According to the Land Registry, the average house price in England and Wales in October stood at £177,377 – still below the peak of £181,269 in November 2007, but up 7.7% on October last year.
The Halifax gives a ‘seasonally adjusted’ average house price of £189,388 for November, barely up from October’s £189,333.
The lender puts annual house price inflation at 8.5% – which pales into insignificance beside reports that a studio flat at Battersea Power Station that sold off-plan for£1m is coming back to the market six months later for £1.5m.
The property is still unbuilt – indeed, work is a long way off even starting – and will not be completed until 2018.

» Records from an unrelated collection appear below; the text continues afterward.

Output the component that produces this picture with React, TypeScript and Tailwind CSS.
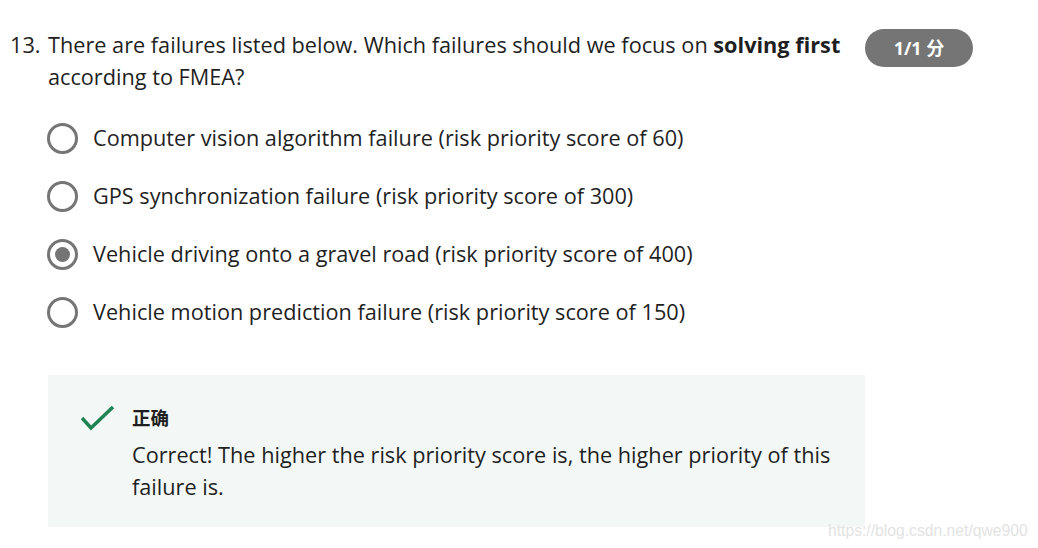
import React from "react";

const options = [
  "Computer vision algorithm failure (risk priority score of 60)",
  "GPS synchronization failure (risk priority score of 300)",
  "Vehicle driving onto a gravel road (risk priority score of 400)",
  "Vehicle motion prediction failure (risk priority score of 150)",
];
const selected = 2;

function Radio({ checked }: { checked: boolean }) {
  return (
    <span className="flex h-[31px] w-[31px] shrink-0 items-center justify-center rounded-full border-[3px] border-[#757575] bg-white">
      {checked && <span className="h-[15px] w-[15px] rounded-full bg-[#757575]" />}
    </span>
  );
}

export default function App() {
  return (
    <div
      className="relative h-[548px] w-[1038px] overflow-hidden bg-white text-[#1f1f1f]"
      style={{ fontFamily: '"Open Sans", "Noto Sans CJK SC", sans-serif' }}
    >
      <div className="flex items-start pl-[10px] pt-[29px]">
        <span className="w-[38px] shrink-0 text-[21.7px] leading-[32px]">13.</span>
        <p className="w-[805px] shrink-0 text-[21.7px] leading-[32px]">
          There are failures listed below. Which failures should we focus on <b className="font-bold">solving first</b> according to FMEA?
        </p>
        <span className="ml-[12px] flex h-[38px] w-[108px] items-center justify-center rounded-full bg-[#757575] text-[18px] font-bold text-white">
          1/1 分
        </span>
      </div>

      <div className="ml-[47px] mt-[16px] flex flex-col">
        {options.map((o, i) => (
          <label key={i} className="flex h-[58px] items-center gap-[15px]">
            <Radio checked={i === selected} />
            <span className="text-[21.7px] leading-[32px]">{o}</span>
          </label>
        ))}
      </div>

      <div className="ml-[48px] mt-[34px] flex w-[817px] gap-[17px] bg-[#f3f8f6] pb-[24px] pl-[33px] pr-[30px] pt-[30px]">
        <svg width="34" height="28" viewBox="0 0 34 28" className="mt-[-1px] shrink-0">
          <polyline points="1,14 10,24 32,3" fill="none" stroke="#1f8354" strokeWidth="3.5" />
        </svg>
        <div className="flex flex-col">
          <span className="text-[18.5px] font-bold leading-[26px]">正确</span>
          <p className="mt-[8px] text-[21.7px] leading-[32px]">
            Correct! The higher the risk priority score is, the higher priority of this failure is.
          </p>
        </div>
      </div>

      <span
        className="absolute left-[828px] top-[519px] text-[15.7px] text-[#e3e3e3]"
        style={{ fontFamily: '"Liberation Sans", Arial, sans-serif' }}
      >
        https://blog.csdn.net/qwe900
      </span>
    </div>
  );
}
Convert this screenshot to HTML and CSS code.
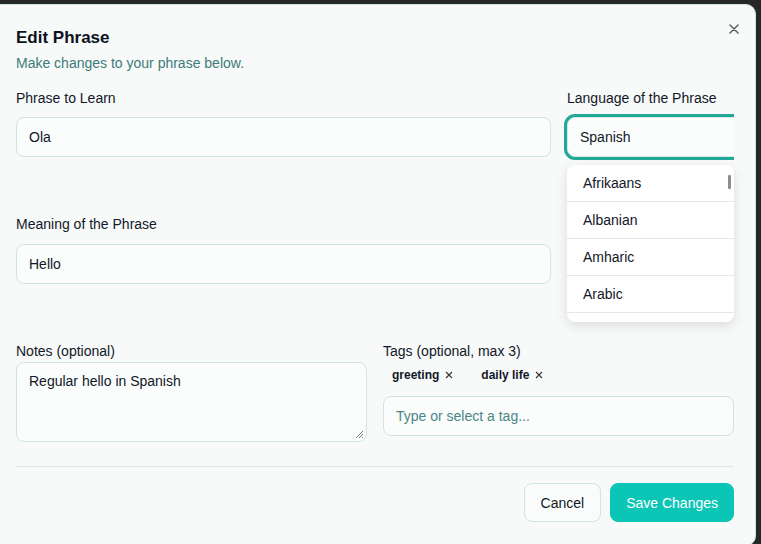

The estate agent expecting to get the instruction is Henry Winter, who says the vendor is someone they met at a property conference in Dubai.
Agents seem agreed that Battersea Power Station (pictured) is its own market place.
Otherwise, we’d say that the seller might be a tad optimistic at the thought of a £500,000 uplift within six months. Knight Frank has just reported that London prices have fallen– only by 0.2%, but it is the first monthly decrease in over three years, and discounting that minor dip, marks the end of a five-year run of growth in which London house prices shot up 73%.
* Better late than never? Tonight, Channel 4 is due to screen The British Property Boom at 8pm.
According to the blurb, house prices in towns and cities are reaching record heights. It asks whether London will soon be off-limits to all but the very rich and to foreign investors, and investigates the consequences for buyers and sellers across the country.
Looks like Dell and Rodders splashed some cash on a Grand Designs make over for Nelson Mandela House.